Pull out every line containing the string "styles".

** START **

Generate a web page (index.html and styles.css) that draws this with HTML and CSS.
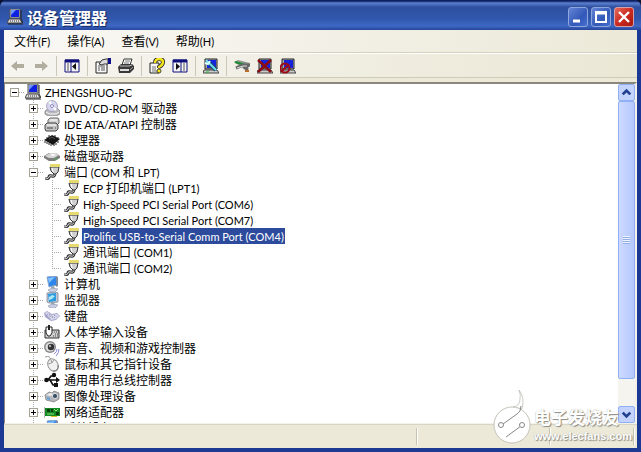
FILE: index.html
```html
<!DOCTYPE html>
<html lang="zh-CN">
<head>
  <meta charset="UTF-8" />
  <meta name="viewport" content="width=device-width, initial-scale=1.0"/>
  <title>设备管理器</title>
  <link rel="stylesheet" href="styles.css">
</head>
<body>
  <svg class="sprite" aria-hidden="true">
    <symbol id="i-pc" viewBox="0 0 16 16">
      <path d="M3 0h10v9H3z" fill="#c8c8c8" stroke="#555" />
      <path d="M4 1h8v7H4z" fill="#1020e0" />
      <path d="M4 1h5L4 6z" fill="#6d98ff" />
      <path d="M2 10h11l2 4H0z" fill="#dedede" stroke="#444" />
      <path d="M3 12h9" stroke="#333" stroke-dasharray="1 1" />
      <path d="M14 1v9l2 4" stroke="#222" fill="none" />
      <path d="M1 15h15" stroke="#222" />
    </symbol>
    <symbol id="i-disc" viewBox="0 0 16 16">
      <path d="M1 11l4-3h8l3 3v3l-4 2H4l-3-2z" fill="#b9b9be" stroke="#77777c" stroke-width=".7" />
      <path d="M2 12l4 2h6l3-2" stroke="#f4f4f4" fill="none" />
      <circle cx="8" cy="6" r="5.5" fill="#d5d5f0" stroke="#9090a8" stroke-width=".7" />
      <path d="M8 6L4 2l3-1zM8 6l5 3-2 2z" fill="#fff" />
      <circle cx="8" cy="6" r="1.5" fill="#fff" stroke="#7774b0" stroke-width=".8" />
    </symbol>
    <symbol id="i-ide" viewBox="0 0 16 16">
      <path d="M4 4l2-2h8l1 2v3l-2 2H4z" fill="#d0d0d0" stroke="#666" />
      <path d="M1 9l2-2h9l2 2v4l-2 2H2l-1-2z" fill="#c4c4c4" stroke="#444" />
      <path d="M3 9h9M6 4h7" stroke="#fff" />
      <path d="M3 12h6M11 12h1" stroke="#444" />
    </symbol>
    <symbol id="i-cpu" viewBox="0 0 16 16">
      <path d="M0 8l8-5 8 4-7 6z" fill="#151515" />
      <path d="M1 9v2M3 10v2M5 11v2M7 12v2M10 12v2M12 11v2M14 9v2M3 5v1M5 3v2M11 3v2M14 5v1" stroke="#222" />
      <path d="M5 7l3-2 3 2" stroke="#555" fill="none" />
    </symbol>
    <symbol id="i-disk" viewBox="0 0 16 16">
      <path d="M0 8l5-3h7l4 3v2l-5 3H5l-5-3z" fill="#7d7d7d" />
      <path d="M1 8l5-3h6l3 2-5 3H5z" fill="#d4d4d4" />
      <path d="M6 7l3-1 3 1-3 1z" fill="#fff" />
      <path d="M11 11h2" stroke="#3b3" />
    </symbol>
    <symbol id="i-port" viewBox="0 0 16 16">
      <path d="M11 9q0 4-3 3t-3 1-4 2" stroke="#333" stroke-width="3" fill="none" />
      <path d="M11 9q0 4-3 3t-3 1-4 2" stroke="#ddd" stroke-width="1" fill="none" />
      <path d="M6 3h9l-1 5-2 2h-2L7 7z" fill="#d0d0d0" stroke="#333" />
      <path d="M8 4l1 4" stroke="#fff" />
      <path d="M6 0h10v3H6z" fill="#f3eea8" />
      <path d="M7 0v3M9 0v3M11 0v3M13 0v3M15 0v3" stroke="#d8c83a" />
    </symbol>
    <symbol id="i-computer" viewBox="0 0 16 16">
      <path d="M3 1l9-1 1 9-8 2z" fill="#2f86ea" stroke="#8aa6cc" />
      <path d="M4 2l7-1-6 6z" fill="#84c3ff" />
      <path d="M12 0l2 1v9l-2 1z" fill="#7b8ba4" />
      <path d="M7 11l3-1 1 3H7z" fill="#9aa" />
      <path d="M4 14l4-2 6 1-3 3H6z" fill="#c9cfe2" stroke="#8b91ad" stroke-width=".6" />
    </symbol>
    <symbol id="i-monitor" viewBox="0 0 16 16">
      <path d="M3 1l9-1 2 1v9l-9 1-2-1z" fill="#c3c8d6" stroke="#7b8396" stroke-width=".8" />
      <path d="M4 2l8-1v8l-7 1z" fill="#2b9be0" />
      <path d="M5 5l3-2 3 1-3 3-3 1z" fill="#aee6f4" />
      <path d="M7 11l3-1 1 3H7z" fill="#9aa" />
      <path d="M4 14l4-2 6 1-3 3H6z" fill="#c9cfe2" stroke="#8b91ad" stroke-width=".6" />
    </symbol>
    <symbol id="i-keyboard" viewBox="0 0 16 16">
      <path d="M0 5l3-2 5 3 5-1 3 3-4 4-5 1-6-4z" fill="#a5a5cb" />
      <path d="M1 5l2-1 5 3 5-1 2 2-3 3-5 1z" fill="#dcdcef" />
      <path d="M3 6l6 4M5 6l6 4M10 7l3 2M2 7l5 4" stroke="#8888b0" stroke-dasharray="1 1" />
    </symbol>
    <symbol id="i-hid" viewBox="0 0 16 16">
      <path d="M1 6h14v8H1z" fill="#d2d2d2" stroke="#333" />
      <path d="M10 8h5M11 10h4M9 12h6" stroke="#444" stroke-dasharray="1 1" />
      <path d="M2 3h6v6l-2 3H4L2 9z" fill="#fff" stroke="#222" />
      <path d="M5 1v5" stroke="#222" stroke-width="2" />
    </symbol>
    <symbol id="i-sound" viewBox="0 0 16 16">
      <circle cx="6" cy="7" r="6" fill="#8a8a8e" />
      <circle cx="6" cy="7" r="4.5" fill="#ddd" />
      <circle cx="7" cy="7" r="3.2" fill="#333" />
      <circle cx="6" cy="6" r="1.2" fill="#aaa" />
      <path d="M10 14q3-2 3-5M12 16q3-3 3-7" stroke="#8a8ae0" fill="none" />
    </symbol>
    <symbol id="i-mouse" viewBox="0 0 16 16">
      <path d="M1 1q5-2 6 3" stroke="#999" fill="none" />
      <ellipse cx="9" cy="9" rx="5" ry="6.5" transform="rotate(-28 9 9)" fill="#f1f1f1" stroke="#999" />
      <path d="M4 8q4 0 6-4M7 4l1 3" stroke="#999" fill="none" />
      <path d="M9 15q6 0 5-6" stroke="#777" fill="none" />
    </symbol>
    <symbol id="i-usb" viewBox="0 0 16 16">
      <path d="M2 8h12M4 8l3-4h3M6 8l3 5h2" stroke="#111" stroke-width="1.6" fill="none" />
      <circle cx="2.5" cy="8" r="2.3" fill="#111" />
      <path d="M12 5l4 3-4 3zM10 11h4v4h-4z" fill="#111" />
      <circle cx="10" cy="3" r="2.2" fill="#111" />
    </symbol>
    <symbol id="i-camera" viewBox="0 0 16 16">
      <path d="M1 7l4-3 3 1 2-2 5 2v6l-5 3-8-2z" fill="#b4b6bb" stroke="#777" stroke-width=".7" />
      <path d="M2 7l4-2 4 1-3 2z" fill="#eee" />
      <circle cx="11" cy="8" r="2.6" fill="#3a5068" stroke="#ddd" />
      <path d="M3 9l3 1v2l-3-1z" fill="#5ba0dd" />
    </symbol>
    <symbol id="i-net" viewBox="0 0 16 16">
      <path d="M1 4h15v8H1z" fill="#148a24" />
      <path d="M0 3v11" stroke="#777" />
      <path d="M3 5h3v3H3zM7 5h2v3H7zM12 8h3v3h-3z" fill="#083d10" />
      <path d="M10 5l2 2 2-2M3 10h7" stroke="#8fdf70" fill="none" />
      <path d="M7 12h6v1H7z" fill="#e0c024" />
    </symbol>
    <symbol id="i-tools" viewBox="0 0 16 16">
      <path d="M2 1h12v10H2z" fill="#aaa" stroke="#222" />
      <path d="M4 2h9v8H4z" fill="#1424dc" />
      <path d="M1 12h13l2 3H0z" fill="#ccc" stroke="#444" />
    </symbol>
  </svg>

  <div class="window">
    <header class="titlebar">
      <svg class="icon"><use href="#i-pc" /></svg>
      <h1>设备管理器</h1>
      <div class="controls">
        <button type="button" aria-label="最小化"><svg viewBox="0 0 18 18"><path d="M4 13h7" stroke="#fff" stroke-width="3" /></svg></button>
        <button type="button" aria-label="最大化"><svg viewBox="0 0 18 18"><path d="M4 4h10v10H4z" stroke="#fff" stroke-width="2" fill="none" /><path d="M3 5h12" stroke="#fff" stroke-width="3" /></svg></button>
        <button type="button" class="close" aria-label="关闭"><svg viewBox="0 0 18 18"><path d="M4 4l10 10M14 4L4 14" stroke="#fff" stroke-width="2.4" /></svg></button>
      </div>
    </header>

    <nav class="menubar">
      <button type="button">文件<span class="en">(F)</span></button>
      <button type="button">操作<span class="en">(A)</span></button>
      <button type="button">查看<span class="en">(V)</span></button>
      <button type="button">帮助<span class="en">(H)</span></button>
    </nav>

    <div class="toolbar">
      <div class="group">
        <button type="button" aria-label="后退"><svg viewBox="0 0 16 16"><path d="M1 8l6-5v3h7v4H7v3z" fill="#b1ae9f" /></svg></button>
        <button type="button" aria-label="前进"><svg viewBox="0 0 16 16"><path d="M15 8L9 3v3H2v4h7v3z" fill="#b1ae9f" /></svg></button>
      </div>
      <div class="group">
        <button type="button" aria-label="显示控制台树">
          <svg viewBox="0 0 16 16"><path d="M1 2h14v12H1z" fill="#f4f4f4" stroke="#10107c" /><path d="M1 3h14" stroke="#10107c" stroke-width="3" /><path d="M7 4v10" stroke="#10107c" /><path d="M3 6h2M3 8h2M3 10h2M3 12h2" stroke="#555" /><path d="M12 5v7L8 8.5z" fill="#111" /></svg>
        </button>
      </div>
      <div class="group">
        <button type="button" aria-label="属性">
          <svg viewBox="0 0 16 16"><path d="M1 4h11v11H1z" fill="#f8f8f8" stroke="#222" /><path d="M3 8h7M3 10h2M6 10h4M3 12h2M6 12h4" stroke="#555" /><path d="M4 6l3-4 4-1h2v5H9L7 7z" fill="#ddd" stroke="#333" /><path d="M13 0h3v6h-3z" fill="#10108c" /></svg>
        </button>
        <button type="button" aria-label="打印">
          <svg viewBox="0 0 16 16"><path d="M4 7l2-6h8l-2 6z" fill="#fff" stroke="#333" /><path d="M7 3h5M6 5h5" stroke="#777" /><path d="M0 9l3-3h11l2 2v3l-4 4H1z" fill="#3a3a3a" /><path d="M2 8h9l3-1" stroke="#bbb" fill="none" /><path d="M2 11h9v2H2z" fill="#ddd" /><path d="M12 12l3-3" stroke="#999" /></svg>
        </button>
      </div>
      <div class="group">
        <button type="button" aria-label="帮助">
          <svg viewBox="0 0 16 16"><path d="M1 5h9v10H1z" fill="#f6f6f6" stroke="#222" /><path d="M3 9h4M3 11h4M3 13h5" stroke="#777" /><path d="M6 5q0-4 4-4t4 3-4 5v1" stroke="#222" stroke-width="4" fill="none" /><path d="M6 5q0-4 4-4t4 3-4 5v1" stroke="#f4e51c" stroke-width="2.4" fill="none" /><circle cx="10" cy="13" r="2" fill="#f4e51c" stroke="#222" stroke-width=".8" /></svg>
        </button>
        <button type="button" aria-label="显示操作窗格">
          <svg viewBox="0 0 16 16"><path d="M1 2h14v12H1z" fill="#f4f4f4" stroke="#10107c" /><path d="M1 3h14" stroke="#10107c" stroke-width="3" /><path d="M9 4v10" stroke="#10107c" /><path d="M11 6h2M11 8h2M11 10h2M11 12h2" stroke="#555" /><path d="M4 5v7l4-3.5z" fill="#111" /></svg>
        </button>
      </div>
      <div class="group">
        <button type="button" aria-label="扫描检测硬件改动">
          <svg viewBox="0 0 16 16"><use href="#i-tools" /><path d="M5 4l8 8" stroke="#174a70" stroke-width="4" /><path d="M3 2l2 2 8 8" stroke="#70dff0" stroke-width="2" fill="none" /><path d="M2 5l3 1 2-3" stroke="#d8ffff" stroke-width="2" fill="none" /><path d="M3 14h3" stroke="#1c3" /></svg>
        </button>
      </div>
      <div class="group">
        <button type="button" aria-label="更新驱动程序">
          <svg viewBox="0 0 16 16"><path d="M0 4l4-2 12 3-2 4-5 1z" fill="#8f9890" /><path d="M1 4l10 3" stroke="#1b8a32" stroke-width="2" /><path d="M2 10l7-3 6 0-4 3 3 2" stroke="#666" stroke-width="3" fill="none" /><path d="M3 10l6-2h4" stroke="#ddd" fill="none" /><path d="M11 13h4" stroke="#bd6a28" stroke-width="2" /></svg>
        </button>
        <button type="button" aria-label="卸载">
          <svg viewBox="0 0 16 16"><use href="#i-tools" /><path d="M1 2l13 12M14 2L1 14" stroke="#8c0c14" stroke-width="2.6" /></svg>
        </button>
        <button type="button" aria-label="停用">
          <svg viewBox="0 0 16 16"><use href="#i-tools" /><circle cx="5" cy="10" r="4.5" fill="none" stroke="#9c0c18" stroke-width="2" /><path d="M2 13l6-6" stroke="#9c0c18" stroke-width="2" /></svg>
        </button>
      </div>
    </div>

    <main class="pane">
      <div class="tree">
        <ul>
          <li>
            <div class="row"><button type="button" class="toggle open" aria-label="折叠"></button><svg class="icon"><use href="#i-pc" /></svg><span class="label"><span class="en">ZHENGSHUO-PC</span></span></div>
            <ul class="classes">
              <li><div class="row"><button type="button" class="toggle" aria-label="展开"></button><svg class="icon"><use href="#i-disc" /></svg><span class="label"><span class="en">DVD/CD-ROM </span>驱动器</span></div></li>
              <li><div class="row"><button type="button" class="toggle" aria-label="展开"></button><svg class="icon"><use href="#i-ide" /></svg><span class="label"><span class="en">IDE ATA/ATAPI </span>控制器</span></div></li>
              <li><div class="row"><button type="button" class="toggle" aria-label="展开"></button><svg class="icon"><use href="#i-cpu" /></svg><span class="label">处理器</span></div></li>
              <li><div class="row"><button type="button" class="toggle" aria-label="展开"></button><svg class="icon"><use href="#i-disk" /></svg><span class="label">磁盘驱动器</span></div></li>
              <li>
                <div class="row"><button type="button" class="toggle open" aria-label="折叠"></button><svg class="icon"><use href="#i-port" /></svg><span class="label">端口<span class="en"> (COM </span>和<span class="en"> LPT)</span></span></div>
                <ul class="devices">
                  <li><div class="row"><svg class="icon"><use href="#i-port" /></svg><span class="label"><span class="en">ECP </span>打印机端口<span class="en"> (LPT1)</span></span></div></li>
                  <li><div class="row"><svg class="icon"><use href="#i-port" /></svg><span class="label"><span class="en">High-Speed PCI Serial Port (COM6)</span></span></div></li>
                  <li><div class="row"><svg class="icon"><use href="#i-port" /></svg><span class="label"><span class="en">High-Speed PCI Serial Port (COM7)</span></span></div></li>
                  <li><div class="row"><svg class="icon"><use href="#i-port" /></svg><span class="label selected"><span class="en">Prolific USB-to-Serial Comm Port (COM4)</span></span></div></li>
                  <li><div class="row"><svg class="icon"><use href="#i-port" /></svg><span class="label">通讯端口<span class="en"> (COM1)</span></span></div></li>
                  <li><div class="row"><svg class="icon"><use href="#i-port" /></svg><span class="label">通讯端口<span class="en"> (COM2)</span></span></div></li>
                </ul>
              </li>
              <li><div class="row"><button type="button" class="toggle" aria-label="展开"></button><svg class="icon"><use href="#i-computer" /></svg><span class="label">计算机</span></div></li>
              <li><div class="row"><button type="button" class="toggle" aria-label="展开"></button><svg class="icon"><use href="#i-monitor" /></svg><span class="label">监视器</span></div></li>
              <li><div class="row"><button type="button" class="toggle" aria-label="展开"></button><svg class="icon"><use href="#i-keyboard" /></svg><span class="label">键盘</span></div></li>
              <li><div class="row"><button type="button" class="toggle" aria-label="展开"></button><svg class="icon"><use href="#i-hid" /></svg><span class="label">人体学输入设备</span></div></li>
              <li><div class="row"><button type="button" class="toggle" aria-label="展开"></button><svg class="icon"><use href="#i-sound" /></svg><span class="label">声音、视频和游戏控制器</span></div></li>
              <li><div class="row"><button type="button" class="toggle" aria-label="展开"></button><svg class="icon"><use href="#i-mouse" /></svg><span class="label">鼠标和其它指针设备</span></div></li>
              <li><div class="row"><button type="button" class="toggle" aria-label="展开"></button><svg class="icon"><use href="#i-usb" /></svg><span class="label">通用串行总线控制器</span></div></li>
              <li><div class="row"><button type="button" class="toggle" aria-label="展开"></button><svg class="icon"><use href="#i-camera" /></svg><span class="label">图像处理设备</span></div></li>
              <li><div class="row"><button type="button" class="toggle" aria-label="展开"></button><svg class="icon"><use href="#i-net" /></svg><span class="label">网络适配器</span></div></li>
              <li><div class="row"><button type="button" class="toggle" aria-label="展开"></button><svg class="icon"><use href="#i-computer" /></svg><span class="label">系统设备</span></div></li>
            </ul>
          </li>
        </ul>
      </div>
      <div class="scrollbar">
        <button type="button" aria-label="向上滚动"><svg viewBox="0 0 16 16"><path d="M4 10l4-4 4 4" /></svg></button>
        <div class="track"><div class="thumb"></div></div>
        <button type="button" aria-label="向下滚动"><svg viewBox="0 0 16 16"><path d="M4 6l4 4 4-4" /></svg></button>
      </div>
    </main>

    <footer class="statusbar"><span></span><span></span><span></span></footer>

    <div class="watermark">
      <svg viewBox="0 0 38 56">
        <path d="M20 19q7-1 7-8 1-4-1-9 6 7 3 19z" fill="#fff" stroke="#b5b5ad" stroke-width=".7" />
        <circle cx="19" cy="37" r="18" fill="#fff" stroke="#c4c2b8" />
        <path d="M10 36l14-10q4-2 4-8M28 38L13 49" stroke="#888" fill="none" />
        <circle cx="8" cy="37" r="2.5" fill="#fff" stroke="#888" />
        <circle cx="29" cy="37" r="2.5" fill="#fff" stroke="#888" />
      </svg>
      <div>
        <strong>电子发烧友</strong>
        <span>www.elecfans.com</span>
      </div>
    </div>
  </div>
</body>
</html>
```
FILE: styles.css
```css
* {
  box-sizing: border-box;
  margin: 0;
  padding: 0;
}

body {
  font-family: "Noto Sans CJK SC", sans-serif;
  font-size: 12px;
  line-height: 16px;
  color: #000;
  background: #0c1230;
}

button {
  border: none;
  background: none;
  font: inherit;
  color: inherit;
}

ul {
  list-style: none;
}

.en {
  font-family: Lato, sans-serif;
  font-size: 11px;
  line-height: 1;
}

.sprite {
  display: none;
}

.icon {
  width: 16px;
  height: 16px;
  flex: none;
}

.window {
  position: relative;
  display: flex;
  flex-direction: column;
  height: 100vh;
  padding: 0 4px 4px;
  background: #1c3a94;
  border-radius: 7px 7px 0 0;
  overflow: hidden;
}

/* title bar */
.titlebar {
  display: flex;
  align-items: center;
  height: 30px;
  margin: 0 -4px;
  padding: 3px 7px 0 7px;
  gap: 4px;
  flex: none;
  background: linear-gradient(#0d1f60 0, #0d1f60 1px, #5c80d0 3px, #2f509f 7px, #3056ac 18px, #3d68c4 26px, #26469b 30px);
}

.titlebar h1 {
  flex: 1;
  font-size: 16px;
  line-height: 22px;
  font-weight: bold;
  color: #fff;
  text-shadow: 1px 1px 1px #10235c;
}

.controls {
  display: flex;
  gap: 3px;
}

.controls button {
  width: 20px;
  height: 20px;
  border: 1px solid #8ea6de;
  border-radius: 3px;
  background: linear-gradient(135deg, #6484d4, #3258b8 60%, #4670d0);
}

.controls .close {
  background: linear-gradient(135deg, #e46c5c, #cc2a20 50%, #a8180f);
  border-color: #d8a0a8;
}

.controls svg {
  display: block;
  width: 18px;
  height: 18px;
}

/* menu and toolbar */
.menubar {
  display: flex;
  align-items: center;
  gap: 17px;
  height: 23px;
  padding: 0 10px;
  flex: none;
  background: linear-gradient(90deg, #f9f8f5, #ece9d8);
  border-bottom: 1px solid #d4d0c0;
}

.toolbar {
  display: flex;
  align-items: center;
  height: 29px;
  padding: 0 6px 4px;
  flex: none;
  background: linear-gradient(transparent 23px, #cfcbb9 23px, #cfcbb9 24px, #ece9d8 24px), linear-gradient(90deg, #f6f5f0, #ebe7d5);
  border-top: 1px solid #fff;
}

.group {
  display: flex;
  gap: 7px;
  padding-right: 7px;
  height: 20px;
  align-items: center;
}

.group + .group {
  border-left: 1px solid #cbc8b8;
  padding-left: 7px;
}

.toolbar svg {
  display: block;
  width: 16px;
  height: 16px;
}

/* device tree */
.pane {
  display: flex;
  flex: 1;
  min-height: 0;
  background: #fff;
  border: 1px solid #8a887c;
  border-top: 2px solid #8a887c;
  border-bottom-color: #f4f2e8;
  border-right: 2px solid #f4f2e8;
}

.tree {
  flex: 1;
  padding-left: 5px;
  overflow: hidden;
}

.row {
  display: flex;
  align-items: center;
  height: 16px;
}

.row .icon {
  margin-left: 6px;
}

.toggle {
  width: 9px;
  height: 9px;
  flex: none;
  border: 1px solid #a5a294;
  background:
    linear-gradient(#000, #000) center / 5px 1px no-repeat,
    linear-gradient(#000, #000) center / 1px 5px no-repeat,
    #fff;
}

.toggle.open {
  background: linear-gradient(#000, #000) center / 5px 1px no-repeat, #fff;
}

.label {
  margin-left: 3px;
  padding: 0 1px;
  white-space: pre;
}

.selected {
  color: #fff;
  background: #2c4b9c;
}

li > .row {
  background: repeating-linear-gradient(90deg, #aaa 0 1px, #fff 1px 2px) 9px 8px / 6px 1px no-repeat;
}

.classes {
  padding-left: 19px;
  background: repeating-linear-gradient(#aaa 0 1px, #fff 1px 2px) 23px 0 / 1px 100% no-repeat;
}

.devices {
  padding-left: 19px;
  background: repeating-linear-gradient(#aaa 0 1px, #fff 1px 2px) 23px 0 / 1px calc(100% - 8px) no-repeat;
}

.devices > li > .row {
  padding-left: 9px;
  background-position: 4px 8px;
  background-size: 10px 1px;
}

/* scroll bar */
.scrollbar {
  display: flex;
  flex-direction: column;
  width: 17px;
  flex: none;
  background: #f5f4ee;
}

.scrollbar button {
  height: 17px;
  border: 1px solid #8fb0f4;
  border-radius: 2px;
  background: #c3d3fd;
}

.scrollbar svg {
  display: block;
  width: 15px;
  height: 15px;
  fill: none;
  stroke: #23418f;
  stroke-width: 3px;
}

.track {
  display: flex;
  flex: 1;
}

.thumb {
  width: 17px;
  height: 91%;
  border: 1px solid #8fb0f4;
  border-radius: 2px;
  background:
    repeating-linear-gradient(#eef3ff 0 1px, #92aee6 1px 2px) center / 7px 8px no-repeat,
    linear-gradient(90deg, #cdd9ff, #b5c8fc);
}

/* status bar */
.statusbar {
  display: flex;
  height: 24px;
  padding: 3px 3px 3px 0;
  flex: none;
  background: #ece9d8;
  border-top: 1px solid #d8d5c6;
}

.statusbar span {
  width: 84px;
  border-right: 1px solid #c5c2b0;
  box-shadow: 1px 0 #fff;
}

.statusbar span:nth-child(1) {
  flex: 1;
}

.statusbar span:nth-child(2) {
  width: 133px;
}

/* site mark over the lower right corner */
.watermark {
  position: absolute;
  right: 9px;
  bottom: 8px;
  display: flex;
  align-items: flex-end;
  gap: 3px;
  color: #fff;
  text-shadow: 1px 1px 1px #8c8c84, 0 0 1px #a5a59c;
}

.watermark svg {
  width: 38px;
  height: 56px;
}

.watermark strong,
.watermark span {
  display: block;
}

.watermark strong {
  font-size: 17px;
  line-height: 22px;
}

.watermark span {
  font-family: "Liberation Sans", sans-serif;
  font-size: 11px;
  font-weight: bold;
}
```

** END **

* _ANSWER FOR THE TASK_:
Generate a web page (index.html and styles.css) that draws this with HTML and CSS.
  <link rel="stylesheet" href="styles.css">
FILE: styles.css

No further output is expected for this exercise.